Aleksander Barkov – Panthers fans might have been screaming “Barkov” during that MacKinnon/Hall/etc. discussion, and with good reason. You could make a strong argument that the rising Selke-caliber forward’s deal is the biggest steal at $5.9M through 2021-22.

Like MacKinnon, Barkov is just 22, as he was selected one spot after the speedy Avs center. It turns out Florida was quite smart in doing so, despite the mild surprise.

Barkov set a ton of career-highs (27 goals, 51 assists, 78 points) despite seeing his usage flip-flop from beginning about 60-percent of his shifts in the attacking zone before to beginning close to 60-percent of his shifts in the defensive zone in 2017-18.

He’s a legitimate, tide-turning top-line center, and Barkov’s making a relative pittance. He’s also not alone in being a bargain, even if he’s the best value of this bunch.

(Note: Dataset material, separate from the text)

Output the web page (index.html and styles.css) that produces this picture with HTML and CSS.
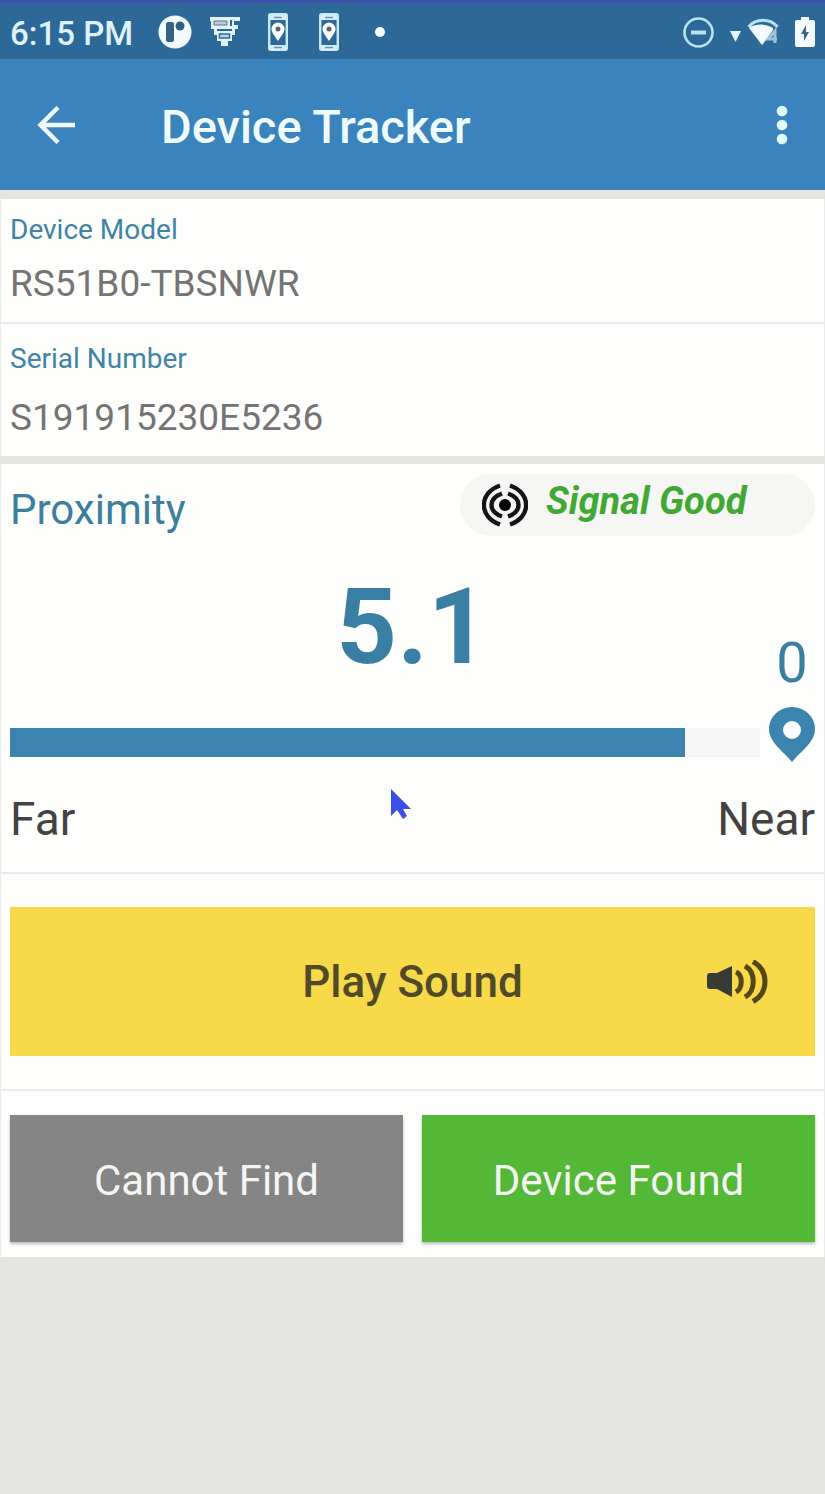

Jonathan Huberdeau‘s cap hit matches Barkov’s $5.9M, although Huberdeau’s deal runs through 2022-23. In this way, Huberdeau-Barkov parallel Johnny GaudreauSean Monahan as players with similar deals, with both being great values, even if one shines brighter than the other.

We’ll probably move Huberdeau up the bargain rankings more if he can stay healthy, as he did in playing all 82 games in 2017-18. So far, he’s shown the ability to drive puck possession in his own right, seeing a similar increase in defensive work last season. He matched Barkov’s 27 goals, and while he didn’t score as many points, 69 is still a new career-high.

Vincent Trocheck – For a while there, Trocheck was Florida’s other best-kept secret, behind Barkov.

It’s going to be tough for the underrated center to slip under the radar if he matches or exceeds last season’s 31 goals and 75 points, though. Trocheck’s possession stats slipped after some masterful years, yet those could very well go up if Huberdeau stays by his side, as was the case late in last season.

Trocheck is another fantastic steal at just $4.75M through 2021-22.

Evgenii Dadonov – It might seem weird for a 29-year-old to break through, but it makes a lot of sense when you consider how fantastic Dadonov was during his first season after a KHL sojourn.

Other GMs might not feel like it makes sense – or is fair – that a guy who just scored 28 goals and 65 points is making just $4M per year for two more seasons, but it fits into the pretty picture Florida is painting.

Nick Bjugstad – You could knock Dadonov, and also Bjugstad, for enjoying their best days when they landed on Aleksander Barkov’s line. It’s certainly a factor to consider, as Barkov clearly makes his linemates better.

Should the Panthers really care, though? Like Dadonov, Bjugstad suddenly seems like a bargain if he can stick on one of those top lines, maybe more so than trying to carry a line by himself. Bjugstad’s season totals weren’t amazing (19 goals, 49 points), but consider that he scored 10 goals and 27 points in just 35 games following the All-Star break.

Cooking with fire once he landed with Barkov suddenly makes his $4.1M for three more seasons look like quite the boon.

Mike Hoffman? – It’s too early to tell how Hoffman will fit in with the Panthers, as discussed in greater detail here.

Still, a guy who’s scored 20+ goals for four straight seasons and at least 56 for three consecutive years is probably at least a solid value at $5.188M per year (through 2019-20). Chances are, if Hoffman hits the Barkov lottery –  or clicks with Trocheck – then he’ll look like a steal, too.

***

So, to review, here are the good-to-great forward deals:

Barkov: $5.9M, four more seasons
Huberdeau: $5.9M, five more seasons
Hoffman: $5.188M, two more seasons
Trocheck: $4.75M, four more seasons
Bjugstad: $4.1M, three more seasons
Dadonov: $4M, two more seasons

This gives the Panthers quite the window to compete, and maybe thrive at a level many aren’t expecting. That’s especially true if these steals coincide nicely with rookie contracts for Henrik Borgstrom and Owen Tippett, and if the veterans on this team can hang on for a few more seasons.

Panthers management received well-earned ribbing for mismanaging the transition back to GM Dale Tallon, and Tallon’s stumbled a time or two.

Even so, between “The Computer Boys” locking up some good contracts, and Tallon helping with a Dadonov here and Hoffman trade there, the Panthers are in an awfully interesting position.

Now they just need to actually put it all together, and preferably for a full season, instead of a few months.